HUD and VA loans. If the improvements you are making are not extensive but will make your home more livable and useful, you might be able to get a loan backed by the U.S. Department of Housing and Urban Development (HUD). Or if you are a U.S. veteran and bought your house under a GI mortgage, you can probably get a VA loan. Because they are backed by the government, HUD and VA loans generally have lower interest rates, and security is required only for very large loans (the amount vanes).

Passbook loans. You can borrow money at a fairly low interest rate by pledging the amount you have in the bank to pay out the loan if you default. It would cost less merely to withdraw the money from the account to finance the work and then pay it back in monthly installments, but doing this requires great discipline and determination.

Personal loans. If your credit is good, you may be able to get a personal loan of a small amount of money on your signature alone.

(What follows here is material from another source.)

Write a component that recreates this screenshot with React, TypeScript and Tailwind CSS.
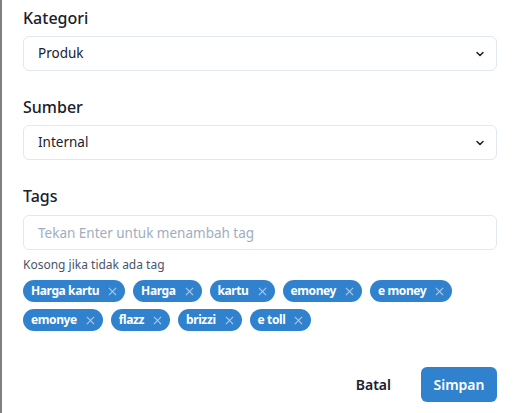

However, it is more likely that you will have to put up some collateral that would be sold to pay off the loan in case of default, and the interest rate is often higher for a personal loan than for a home improvement loan.

Mortgage loans. If the collateral you are offering is the home, consider a second mortgage to get the money for the improvements. For the most part, interest rates on second mortgages are higher than on first mortgages, but lower than on other types of loans. The term for a second mortgage is usually 15 years, and the combined first and second mortgages generally may not exceed 75 percent of your home's appraised value.
A home equity loan is a variation on the second mortgage in that a lien is placed on the property, which means that if you default on payment you risk foreclosure and the loss of your home. Typically home equity loans have adjustable rates and work as revolving lines of credit, allowing you to draw money only as you need it over a period of 5 to 10 years.
Finally, you might be able to refinance your first mortgage into one new higher loan amount. Be aware, however, that most mortgage transactions involve new closing costs as well as a reappraisal of your home.